_Dataset records_.
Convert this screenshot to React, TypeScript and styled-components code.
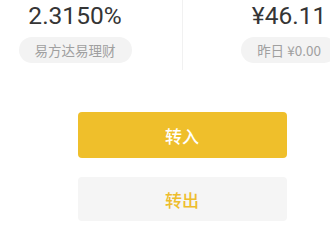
import * as React from 'react';
import styled, {createGlobalStyle} from 'styled-components';

const GlobalStyle = createGlobalStyle`
  html, body {
    margin: 0;
    padding: 0;
    background: #ffffff;
    overflow: hidden;
  }
  body {
    font-family: Roboto, "Noto Sans CJK SC", sans-serif;
  }
`;

const View = styled.div`
  width: 330px;
  height: 225px;
  background: #ffffff;
  overflow: hidden;
`;

const Screen = styled.div`
  width: 364px;
`;

const Summary = styled.div`
  display: flex;
  align-items: stretch;
  height: 70px;
`;

const Cell = styled.div<{$width: number}>`
  display: flex;
  flex-direction: column;
  align-items: center;
  flex: 0 0 ${p => p.$width}px;
`;

const Divider = styled.div`
  flex: 0 0 1px;
  margin-left: 32px;
  background: #f1f1f1;
`;

const Amount = styled.div`
  font-family: Roboto, sans-serif;
  font-size: 24.5px;
  line-height: 30px;
  color: #353535;
  padding-top: 1px;
`;

const Tag = styled.div`
  margin-top: 6px;
  height: 26px;
  line-height: 26px;
  padding: 0 16px;
  border-radius: 13px;
  background: #f3f3f3;
  color: #a0a0a0;
  font-size: 13.5px;
  font-family: "Noto Sans CJK SC", Roboto, sans-serif;
  white-space: nowrap;
`;

const Actions = styled.div`
  display: flex;
  flex-direction: column;
  align-items: center;
  gap: 19px;
  margin-top: 42px;
`;

const Button = styled.div<{$primary?: boolean}>`
  width: 209px;
  height: ${p => (p.$primary ? 46 : 44)}px;
  border-radius: 4px;
  display: flex;
  align-items: center;
  justify-content: center;
  background: ${p => (p.$primary ? '#efbf2b' : '#f5f5f5')};
  color: ${p => (p.$primary ? '#ffffff' : '#eebd2c')};
  font-family: "Noto Sans CJK SC", sans-serif;
  font-size: 17px;
  font-weight: 500;
`;

export default function App() {
  return (
    <View>
      <GlobalStyle />
      <Screen>
        <Summary>
          <Cell $width={150}>
            <Amount>2.3150%</Amount>
            <Tag>易方达易理财</Tag>
          </Cell>
          <Divider />
          <Cell $width={212}>
            <Amount>¥46.11</Amount>
            <Tag>昨日 ¥0.00</Tag>
          </Cell>
        </Summary>
        <Actions>
          <Button $primary>转入</Button>
          <Button>转出</Button>
        </Actions>
      </Screen>
    </View>
  );
}
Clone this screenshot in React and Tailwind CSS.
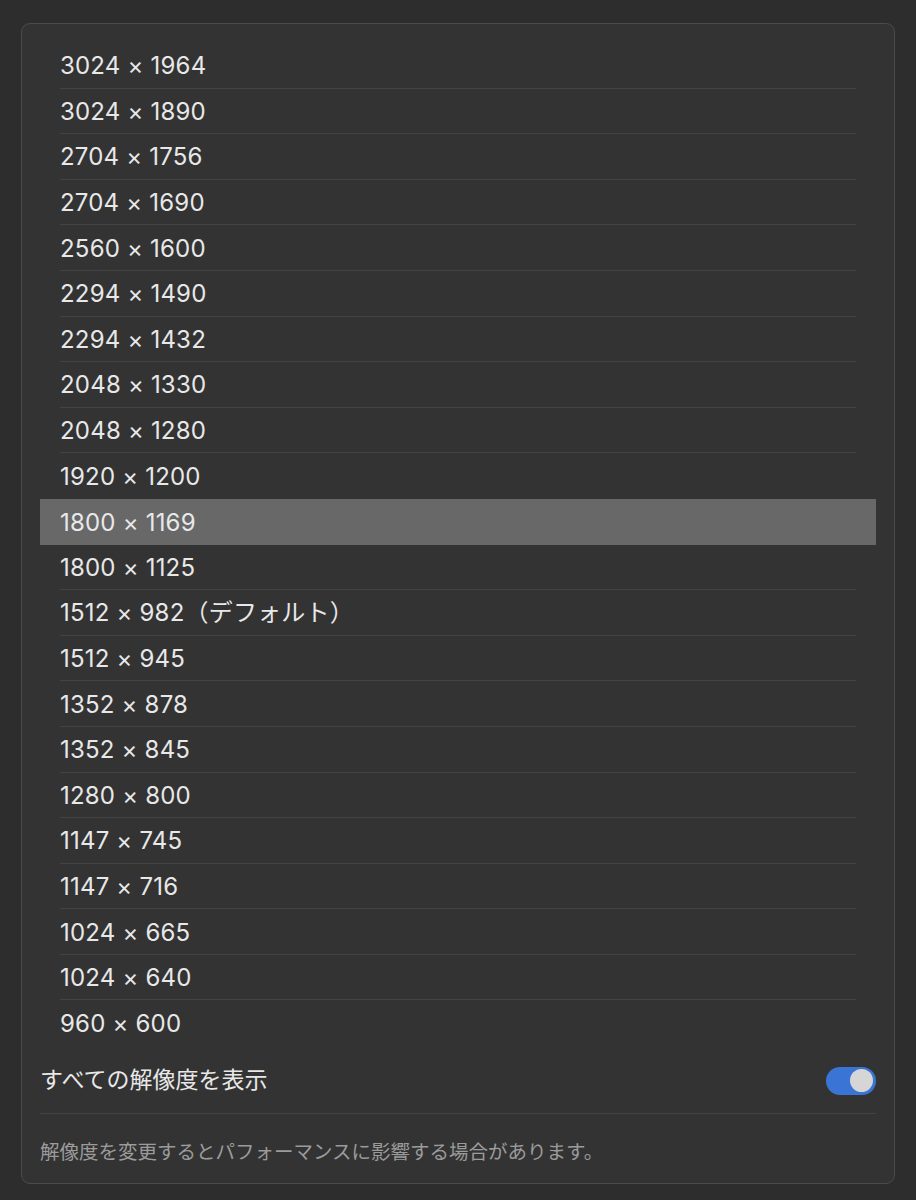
import React, { useState } from 'react';

const resolutions = [
  '3024 × 1964',
  '3024 × 1890',
  '2704 × 1756',
  '2704 × 1690',
  '2560 × 1600',
  '2294 × 1490',
  '2294 × 1432',
  '2048 × 1330',
  '2048 × 1280',
  '1920 × 1200',
  '1800 × 1169',
  '1800 × 1125',
  '1512 × 982（デフォルト）',
  '1512 × 945',
  '1352 × 878',
  '1352 × 845',
  '1280 × 800',
  '1147 × 745',
  '1147 × 716',
  '1024 × 665',
  '1024 × 640',
  '960 × 600',
];

const App = () => {
  const [selected, setSelected] = useState(10);
  const [showAll, setShowAll] = useState(true);

  return (
    <div
      className="min-h-[1200px] w-[916px] bg-[#2d2d2d] px-[21px] pt-[23px] pb-[16px]"
      style={{ fontFamily: 'Inter, "Noto Sans CJK JP", sans-serif' }}
    >
      <div className="rounded-[9px] border border-[#4b4b4b] bg-[#333333] px-[18px] pt-[19px]">
        <ul>
          {resolutions.map((res, index) => {
            const isSelected = index === selected;
            const nextSelected = index + 1 === selected;
            const isLast = index === resolutions.length - 1;
            return (
              <li
                key={res}
                onClick={() => setSelected(index)}
                className={`h-[45.6px] px-[20px] ${isSelected ? 'bg-[#686868]' : ''}`}
              >
                <div
                  className={`flex h-full items-center pt-[2px] text-[24px] tracking-[0.2px] text-[#e8e8e8] ${
                    isSelected || nextSelected || isLast ? '' : 'border-b border-[#434343]'
                  }`}
                >
                  {res}
                </div>
              </li>
            );
          })}
        </ul>
        <div className="flex h-[68px] items-center justify-between border-b border-[#434343] pt-[2px]">
          <span className="text-[23px] text-[#e8e8e8]">すべての解像度を表示</span>
          <button
            type="button"
            onClick={() => setShowAll(!showAll)}
            className={`flex h-[28px] w-[50px] items-center rounded-full p-[3px] ${
              showAll ? 'justify-end bg-[#3a75d6]' : 'justify-start bg-[#5a5a5a]'
            }`}
          >
            <span className="h-[23px] w-[23px] rounded-full bg-[#d6d6d6]" />
          </button>
        </div>
        <p className="pt-[24px] pb-[16px] text-[19.5px] text-[#9b9b9b]">
          解像度を変更するとパフォーマンスに影響する場合があります。
        </p>
      </div>
    </div>
  );
};

export default App;
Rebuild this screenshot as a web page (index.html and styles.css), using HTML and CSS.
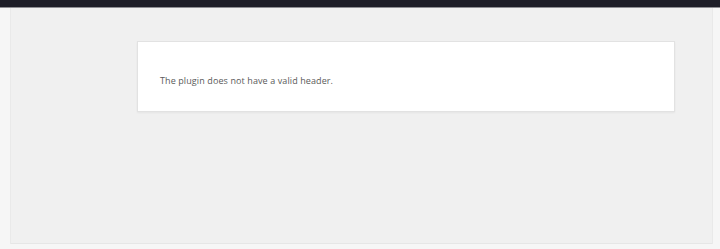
FILE: index.html
```html
<!DOCTYPE html>
<html lang="en">
<head>
<meta charset="utf-8">
<title>Plugin error</title>
<link rel="stylesheet" href="styles.css">
</head>
<body>
<div class="topbar"></div>
<div class="frame">
  <div class="side side-left"></div>
  <main class="main">
    <div class="notice">
      <p class="notice-text">The plugin does not have a valid header.</p>
    </div>
  </main>
  <div class="side side-right"></div>
</div>
<div class="bottom"></div>
</body>
</html>
```
FILE: styles.css
```css
html, body {
  margin: 0;
  padding: 0;
  width: 720px;
  height: 249px;
  overflow: hidden;
  background: #f3f3f3;
  font-family: "Open Sans", "Liberation Sans", sans-serif;
}
.topbar {
  height: 7px;
  background: #1e1e28;
  border-bottom: 1px solid #8e8e93;
}
.frame {
  display: flex;
  height: 236px;
}
.side {
  background: #f6f6f6;
}
.side-left {
  width: 10px;
  border-right: 1px solid #e9e9e9;
}
.side-right {
  width: 7px;
  border-left: 1px solid #e9e9e9;
}
.main {
  flex: 1;
  background: #f0f0f0;
  padding: 33px 36px 0 126px;
  border-bottom: 1px solid #e6e6e6;
}
.notice {
  width: 536px;
  height: 69px;
  background: #ffffff;
  border: 1px solid #e2e2e2;
  box-shadow: 0 1px 2px rgba(0,0,0,0.05);
  display: flex;
  align-items: center;
}
.notice-text {
  margin: 0 0 0 22px;
  padding-top: 7px;
  font-size: 9px;
  color: #5a5a5a;
  letter-spacing: 0.1px;
}
.bottom {
  height: 5px;
  background: #f6f6f6;
}
```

_Exercise description_. Excluding the pictures, reproduce every entry exactly as given.

_Completed task_.
Convert this screenshot to React, TypeScript and styled-components code.
import * as React from 'react';
import styled, {createGlobalStyle} from 'styled-components';

const GlobalStyle = createGlobalStyle`
  html, body {
    margin: 0;
    padding: 0;
    background: #ffffff;
    overflow: hidden;
  }
  body {
    font-family: Roboto, "Noto Sans CJK SC", sans-serif;
  }
`;

const View = styled.div`
  width: 330px;
  height: 225px;
  background: #ffffff;
  overflow: hidden;
`;

const Screen = styled.div`
  width: 364px;
`;

const Summary = styled.div`
  display: flex;
  align-items: stretch;
  height: 70px;
`;

const Cell = styled.div<{$width: number}>`
  display: flex;
  flex-direction: column;
  align-items: center;
  flex: 0 0 ${p => p.$width}px;
`;

const Divider = styled.div`
  flex: 0 0 1px;
  margin-left: 32px;
  background: #f1f1f1;
`;

const Amount = styled.div`
  font-family: Roboto, sans-serif;
  font-size: 24.5px;
  line-height: 30px;
  color: #353535;
  padding-top: 1px;
`;

const Tag = styled.div`
  margin-top: 6px;
  height: 26px;
  line-height: 26px;
  padding: 0 16px;
  border-radius: 13px;
  background: #f3f3f3;
  color: #a0a0a0;
  font-size: 13.5px;
  font-family: "Noto Sans CJK SC", Roboto, sans-serif;
  white-space: nowrap;
`;

const Actions = styled.div`
  display: flex;
  flex-direction: column;
  align-items: center;
  gap: 19px;
  margin-top: 42px;
`;

const Button = styled.div<{$primary?: boolean}>`
  width: 209px;
  height: ${p => (p.$primary ? 46 : 44)}px;
  border-radius: 4px;
  display: flex;
  align-items: center;
  justify-content: center;
  background: ${p => (p.$primary ? '#efbf2b' : '#f5f5f5')};
  color: ${p => (p.$primary ? '#ffffff' : '#eebd2c')};
  font-family: "Noto Sans CJK SC", sans-serif;
  font-size: 17px;
  font-weight: 500;
`;

export default function App() {
  return (
    <View>
      <GlobalStyle />
      <Screen>
        <Summary>
          <Cell $width={150}>
            <Amount>2.3150%</Amount>
            <Tag>易方达易理财</Tag>
          </Cell>
          <Divider />
          <Cell $width={212}>
            <Amount>¥46.11</Amount>
            <Tag>昨日 ¥0.00</Tag>
          </Cell>
        </Summary>
        <Actions>
          <Button $primary>转入</Button>
          <Button>转出</Button>
        </Actions>
      </Screen>
    </View>
  );
}
Clone this screenshot in React and Tailwind CSS.
import React, { useState } from 'react';

const resolutions = [
  '3024 × 1964',
  '3024 × 1890',
  '2704 × 1756',
  '2704 × 1690',
  '2560 × 1600',
  '2294 × 1490',
  '2294 × 1432',
  '2048 × 1330',
  '2048 × 1280',
  '1920 × 1200',
  '1800 × 1169',
  '1800 × 1125',
  '1512 × 982（デフォルト）',
  '1512 × 945',
  '1352 × 878',
  '1352 × 845',
  '1280 × 800',
  '1147 × 745',
  '1147 × 716',
  '1024 × 665',
  '1024 × 640',
  '960 × 600',
];

const App = () => {
  const [selected, setSelected] = useState(10);
  const [showAll, setShowAll] = useState(true);

  return (
    <div
      className="min-h-[1200px] w-[916px] bg-[#2d2d2d] px-[21px] pt-[23px] pb-[16px]"
      style={{ fontFamily: 'Inter, "Noto Sans CJK JP", sans-serif' }}
    >
      <div className="rounded-[9px] border border-[#4b4b4b] bg-[#333333] px-[18px] pt-[19px]">
        <ul>
          {resolutions.map((res, index) => {
            const isSelected = index === selected;
            const nextSelected = index + 1 === selected;
            const isLast = index === resolutions.length - 1;
            return (
              <li
                key={res}
                onClick={() => setSelected(index)}
                className={`h-[45.6px] px-[20px] ${isSelected ? 'bg-[#686868]' : ''}`}
              >
                <div
                  className={`flex h-full items-center pt-[2px] text-[24px] tracking-[0.2px] text-[#e8e8e8] ${
                    isSelected || nextSelected || isLast ? '' : 'border-b border-[#434343]'
                  }`}
                >
                  {res}
                </div>
              </li>
            );
          })}
        </ul>
        <div className="flex h-[68px] items-center justify-between border-b border-[#434343] pt-[2px]">
          <span className="text-[23px] text-[#e8e8e8]">すべての解像度を表示</span>
          <button
            type="button"
            onClick={() => setShowAll(!showAll)}
            className={`flex h-[28px] w-[50px] items-center rounded-full p-[3px] ${
              showAll ? 'justify-end bg-[#3a75d6]' : 'justify-start bg-[#5a5a5a]'
            }`}
          >
            <span className="h-[23px] w-[23px] rounded-full bg-[#d6d6d6]" />
          </button>
        </div>
        <p className="pt-[24px] pb-[16px] text-[19.5px] text-[#9b9b9b]">
          解像度を変更するとパフォーマンスに影響する場合があります。
        </p>
      </div>
    </div>
  );
};

export default App;
Rebuild this screenshot as a web page (index.html and styles.css), using HTML and CSS.
FILE: index.html
```html
<!DOCTYPE html>
<html lang="en">
<head>
<meta charset="utf-8">
<title>Plugin error</title>
<link rel="stylesheet" href="styles.css">
</head>
<body>
<div class="topbar"></div>
<div class="frame">
  <div class="side side-left"></div>
  <main class="main">
    <div class="notice">
      <p class="notice-text">The plugin does not have a valid header.</p>
    </div>
  </main>
  <div class="side side-right"></div>
</div>
<div class="bottom"></div>
</body>
</html>
```
FILE: styles.css
```css
html, body {
  margin: 0;
  padding: 0;
  width: 720px;
  height: 249px;
  overflow: hidden;
  background: #f3f3f3;
  font-family: "Open Sans", "Liberation Sans", sans-serif;
}
.topbar {
  height: 7px;
  background: #1e1e28;
  border-bottom: 1px solid #8e8e93;
}
.frame {
  display: flex;
  height: 236px;
}
.side {
  background: #f6f6f6;
}
.side-left {
  width: 10px;
  border-right: 1px solid #e9e9e9;
}
.side-right {
  width: 7px;
  border-left: 1px solid #e9e9e9;
}
.main {
  flex: 1;
  background: #f0f0f0;
  padding: 33px 36px 0 126px;
  border-bottom: 1px solid #e6e6e6;
}
.notice {
  width: 536px;
  height: 69px;
  background: #ffffff;
  border: 1px solid #e2e2e2;
  box-shadow: 0 1px 2px rgba(0,0,0,0.05);
  display: flex;
  align-items: center;
}
.notice-text {
  margin: 0 0 0 22px;
  padding-top: 7px;
  font-size: 9px;
  color: #5a5a5a;
  letter-spacing: 0.1px;
}
.bottom {
  height: 5px;
  background: #f6f6f6;
}
```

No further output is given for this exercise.